## PROMPT
From the listing below, pull out the lines that hold "index".
/---
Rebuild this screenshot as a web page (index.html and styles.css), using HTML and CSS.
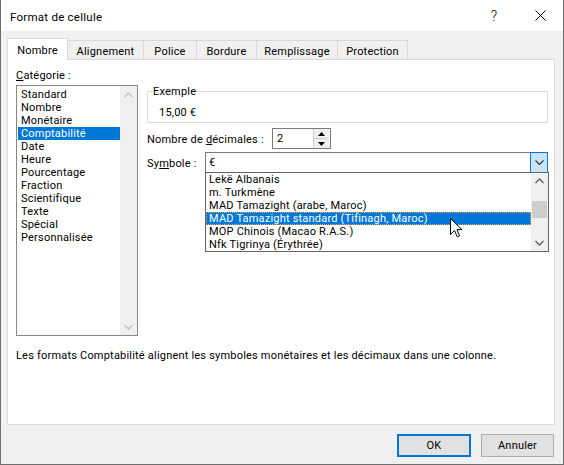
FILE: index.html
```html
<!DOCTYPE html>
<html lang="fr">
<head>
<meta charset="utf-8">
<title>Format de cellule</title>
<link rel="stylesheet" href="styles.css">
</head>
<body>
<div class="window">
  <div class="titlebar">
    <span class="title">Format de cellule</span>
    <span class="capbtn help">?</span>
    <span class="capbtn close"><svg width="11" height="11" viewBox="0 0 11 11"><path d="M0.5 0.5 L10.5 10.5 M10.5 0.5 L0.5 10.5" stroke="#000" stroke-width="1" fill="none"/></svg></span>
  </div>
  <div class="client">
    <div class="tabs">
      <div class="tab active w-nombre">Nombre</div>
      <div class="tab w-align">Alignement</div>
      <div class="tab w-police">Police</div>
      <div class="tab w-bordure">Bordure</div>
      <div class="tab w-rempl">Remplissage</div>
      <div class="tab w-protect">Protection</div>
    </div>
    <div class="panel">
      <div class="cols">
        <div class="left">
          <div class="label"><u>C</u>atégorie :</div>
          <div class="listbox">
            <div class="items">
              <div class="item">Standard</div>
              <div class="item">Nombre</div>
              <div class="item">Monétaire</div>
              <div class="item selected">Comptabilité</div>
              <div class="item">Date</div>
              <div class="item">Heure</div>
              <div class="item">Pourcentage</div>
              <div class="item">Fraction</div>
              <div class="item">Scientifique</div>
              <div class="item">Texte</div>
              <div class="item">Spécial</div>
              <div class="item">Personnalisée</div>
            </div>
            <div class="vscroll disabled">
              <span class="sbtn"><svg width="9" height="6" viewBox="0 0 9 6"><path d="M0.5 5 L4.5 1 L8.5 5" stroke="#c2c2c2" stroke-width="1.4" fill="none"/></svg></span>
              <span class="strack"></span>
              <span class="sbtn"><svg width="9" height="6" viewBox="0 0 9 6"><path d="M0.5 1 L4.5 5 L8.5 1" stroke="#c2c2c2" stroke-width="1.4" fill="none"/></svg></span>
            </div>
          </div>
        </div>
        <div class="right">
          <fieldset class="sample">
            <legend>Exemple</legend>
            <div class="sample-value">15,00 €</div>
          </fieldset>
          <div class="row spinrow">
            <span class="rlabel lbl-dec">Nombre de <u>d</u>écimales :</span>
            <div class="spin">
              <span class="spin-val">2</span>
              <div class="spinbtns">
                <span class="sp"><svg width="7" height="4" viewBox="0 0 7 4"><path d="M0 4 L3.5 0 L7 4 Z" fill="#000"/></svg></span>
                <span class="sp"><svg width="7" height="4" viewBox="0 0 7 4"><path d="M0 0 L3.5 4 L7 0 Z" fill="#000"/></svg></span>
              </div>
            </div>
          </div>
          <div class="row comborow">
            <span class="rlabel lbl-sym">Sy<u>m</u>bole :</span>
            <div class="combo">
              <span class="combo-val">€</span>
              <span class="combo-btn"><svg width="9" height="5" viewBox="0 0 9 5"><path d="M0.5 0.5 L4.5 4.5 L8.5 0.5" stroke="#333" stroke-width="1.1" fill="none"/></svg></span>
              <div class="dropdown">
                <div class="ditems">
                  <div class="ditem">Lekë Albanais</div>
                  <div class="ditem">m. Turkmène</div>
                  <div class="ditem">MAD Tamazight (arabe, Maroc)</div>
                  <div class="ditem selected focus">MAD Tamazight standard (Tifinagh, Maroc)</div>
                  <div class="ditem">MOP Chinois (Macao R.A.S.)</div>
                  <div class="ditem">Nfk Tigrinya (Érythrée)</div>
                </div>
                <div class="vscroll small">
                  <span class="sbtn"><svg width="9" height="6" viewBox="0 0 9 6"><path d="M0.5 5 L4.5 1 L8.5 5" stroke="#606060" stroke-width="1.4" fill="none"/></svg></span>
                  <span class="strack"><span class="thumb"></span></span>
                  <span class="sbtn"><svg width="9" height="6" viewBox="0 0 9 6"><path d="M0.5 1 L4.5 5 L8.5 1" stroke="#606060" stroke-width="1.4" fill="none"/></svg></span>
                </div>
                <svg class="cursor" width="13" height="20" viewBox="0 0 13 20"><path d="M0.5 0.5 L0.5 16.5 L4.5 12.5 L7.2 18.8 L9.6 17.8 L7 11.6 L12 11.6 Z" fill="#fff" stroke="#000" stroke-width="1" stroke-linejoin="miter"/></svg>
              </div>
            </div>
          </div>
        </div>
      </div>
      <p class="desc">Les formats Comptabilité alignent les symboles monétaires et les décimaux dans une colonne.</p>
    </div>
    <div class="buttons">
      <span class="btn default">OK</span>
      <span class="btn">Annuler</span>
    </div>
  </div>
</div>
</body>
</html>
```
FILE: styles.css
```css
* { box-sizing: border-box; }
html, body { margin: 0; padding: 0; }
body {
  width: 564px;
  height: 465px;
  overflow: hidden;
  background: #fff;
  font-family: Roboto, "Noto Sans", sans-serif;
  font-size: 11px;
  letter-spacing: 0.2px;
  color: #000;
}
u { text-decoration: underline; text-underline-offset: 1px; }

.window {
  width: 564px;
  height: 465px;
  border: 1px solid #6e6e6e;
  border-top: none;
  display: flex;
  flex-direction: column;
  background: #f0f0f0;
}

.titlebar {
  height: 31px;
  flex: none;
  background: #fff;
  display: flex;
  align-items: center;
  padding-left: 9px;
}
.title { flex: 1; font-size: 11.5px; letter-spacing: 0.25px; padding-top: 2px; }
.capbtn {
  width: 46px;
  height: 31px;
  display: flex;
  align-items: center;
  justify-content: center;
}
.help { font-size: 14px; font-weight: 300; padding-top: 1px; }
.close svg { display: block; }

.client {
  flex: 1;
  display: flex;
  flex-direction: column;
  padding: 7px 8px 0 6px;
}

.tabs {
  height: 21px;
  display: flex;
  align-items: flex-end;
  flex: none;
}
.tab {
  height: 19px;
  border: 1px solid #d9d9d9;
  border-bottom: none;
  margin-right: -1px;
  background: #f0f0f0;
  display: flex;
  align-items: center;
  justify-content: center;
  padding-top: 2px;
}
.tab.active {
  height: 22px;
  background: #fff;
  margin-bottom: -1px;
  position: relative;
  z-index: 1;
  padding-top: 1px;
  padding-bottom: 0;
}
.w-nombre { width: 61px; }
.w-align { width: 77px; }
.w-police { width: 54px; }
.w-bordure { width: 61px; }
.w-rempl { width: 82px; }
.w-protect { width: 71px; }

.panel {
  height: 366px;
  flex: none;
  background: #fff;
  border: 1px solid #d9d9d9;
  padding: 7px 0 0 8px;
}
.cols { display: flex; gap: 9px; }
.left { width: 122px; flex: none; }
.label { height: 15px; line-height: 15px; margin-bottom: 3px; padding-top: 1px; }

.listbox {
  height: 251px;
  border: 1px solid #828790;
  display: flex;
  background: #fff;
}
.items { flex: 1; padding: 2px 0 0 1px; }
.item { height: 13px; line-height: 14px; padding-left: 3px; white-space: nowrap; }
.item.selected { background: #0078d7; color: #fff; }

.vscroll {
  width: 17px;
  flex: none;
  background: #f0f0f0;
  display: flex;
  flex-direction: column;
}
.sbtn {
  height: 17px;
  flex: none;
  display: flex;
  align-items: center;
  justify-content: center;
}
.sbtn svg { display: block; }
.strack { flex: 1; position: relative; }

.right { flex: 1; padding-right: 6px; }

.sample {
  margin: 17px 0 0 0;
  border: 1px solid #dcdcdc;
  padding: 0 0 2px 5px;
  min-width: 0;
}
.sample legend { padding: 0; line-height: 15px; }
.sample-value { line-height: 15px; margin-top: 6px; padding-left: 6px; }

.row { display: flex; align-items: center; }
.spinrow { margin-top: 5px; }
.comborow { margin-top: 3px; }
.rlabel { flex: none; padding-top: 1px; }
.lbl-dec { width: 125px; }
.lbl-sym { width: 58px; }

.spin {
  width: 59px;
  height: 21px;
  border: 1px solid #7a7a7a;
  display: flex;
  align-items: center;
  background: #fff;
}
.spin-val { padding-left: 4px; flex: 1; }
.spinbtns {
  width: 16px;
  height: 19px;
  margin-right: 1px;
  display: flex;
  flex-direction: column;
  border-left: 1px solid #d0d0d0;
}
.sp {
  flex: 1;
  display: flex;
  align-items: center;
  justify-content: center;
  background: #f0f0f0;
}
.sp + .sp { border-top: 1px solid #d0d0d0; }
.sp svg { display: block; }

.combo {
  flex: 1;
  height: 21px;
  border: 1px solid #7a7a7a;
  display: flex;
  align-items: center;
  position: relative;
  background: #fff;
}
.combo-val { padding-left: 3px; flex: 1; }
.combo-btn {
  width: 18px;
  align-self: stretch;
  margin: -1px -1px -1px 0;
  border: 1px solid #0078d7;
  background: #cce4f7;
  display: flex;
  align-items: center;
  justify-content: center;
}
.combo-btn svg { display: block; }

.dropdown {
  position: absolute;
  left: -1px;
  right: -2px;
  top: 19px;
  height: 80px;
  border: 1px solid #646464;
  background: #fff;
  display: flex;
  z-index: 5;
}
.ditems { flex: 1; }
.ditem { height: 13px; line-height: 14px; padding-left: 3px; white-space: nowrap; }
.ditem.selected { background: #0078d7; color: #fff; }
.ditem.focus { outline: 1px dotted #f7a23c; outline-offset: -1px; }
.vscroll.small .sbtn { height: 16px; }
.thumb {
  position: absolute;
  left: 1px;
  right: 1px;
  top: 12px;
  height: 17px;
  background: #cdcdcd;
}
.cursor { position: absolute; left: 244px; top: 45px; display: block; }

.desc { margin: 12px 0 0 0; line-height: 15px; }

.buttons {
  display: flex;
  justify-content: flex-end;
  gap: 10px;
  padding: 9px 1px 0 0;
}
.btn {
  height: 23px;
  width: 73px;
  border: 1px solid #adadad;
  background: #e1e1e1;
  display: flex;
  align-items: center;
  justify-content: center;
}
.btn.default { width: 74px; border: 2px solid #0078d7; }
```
\---
## FULL RESPONSE
Rebuild this screenshot as a web page (index.html and styles.css), using HTML and CSS.
FILE: index.html
  z-index: 1;
  z-index: 5;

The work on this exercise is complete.